似ている雰囲気のものとしてモーシン・ハミッドの「西への出口」がある。国は限定されていないが中東と思わせる街の中で、2人の男女が恋愛模様が描かれていた。ロマンティックに出会い、2人で、平穏な暮らしを望んでいたが国の中は平和とは程遠い。『私はゼブラ』でも主人公は母親を亡くし、父親が寂しい余生を送ってという点も似ている。

どこへ飛ぶか判らないワープゲート

このお話では、その国から逃れるために【どこでもドアやマイクラのネザーゲート】のように全く別の所へ繋がっている扉があるというファンタジー。ただ、高い通行料の割りにどこに繋がるのか分からないので、ギリシャの田舎や英米、肌着だけでワインを飲んでいる高齢男性の庭の物置なんかにジャンプしてしまうこともあった。

当然、言葉も通じなければ生活水準も全く違う。それでカルチャーショックを受けて、右往左往する。ワープしてきた人たちで集まって1つの部屋に閉じ込もっていたり、もっと良い場所を求めてジャンプしようとする人もいる。著者はパキスタン出身の作家だから、これもまたピカレスク小説といえよう。

海外作品にハマらせた小説

僕が海外作品にハマるようになったのは、アンドレイ・クルコフの『ペンギンの憂鬱』だ。

恋人に去られた孤独なヴィクトルは、憂鬱症の皇帝ペンギン、名はミーシャと暮らす売れない短編小説家。
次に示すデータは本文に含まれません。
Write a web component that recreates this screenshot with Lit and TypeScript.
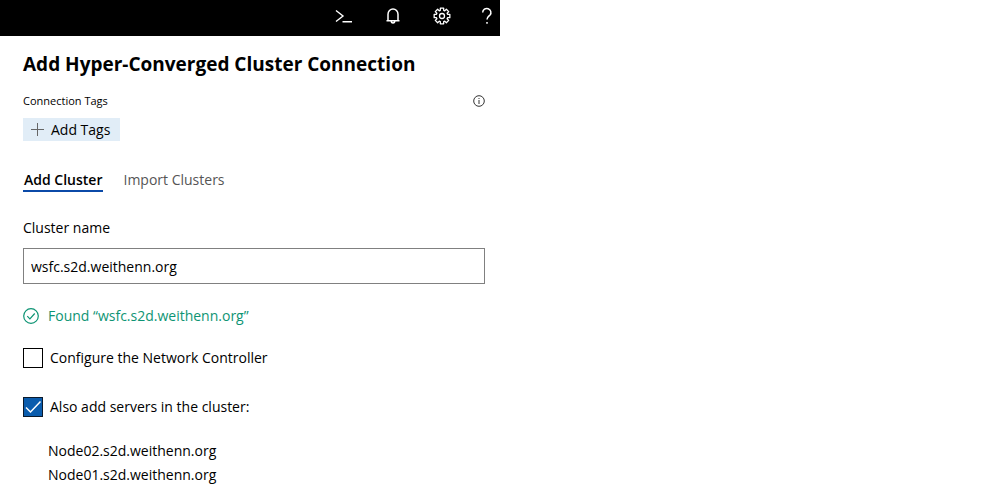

生活のために新聞の死亡記事を書く仕事を始めたが、そのうちまだ生きている大物政治家や財界人や軍人たちの「追悼記事」をあらかじめ書いておく仕事を頼まれ、やがてその大物たちが次々に死んでいく。そして、やがて大物たちの葬儀に参列するペンギンの影。

舞台は、ソ連崩壊後の新生国家ウクライナの首都キエフ。ヴィクトルの身辺にも不穏な影がちらつく。そしてペンギンの運命は…ひょんな事から5歳だったかソーニャという女の子と同居することになる。20歳ほど差のある女性も、ソーニャを気に入ってと甘い雰囲気が期待を誘う。

ギャングが出てきたりするから緊張感があるけど、終始穏やかなので、ミステリーとかサスペンスの雰囲気は少なくて、後半になってようやく迫ってくるが、ミーシャやソーニャへの慈愛に満ちた文章で、底辺に流れている暗いイメージはあまりない。

新ロシア文学として紹介されている。

海外作品は物語性が豊かだけど、読むのに一苦労する。購入もしたいが翻訳物は高い。

超オススメ すべての見えない光(アンソニー・ドーア)

ラジオから聞こえる懐かしい声が、若いドイツ兵と盲目の少女の心をつなぐ。ピュリツァー賞受賞作。

孤児院で幼い日を過ごし、ナチスドイツの技術兵となった少年。パリの博物館に勤める父のもとで育った、目の見えない少女。戦時下のフランス、サン・マロでの、二人の短い邂逅。そして彼らの運命を動かす伝説のダイヤモンド――。時代に翻弄される人々の苦闘を、彼らを包む自然の荘厳さとともに、温かな筆致で繊細に描く感動巨篇。

僕はこれをきっかけに翻訳家・藤井光のファンになった。匤成でした。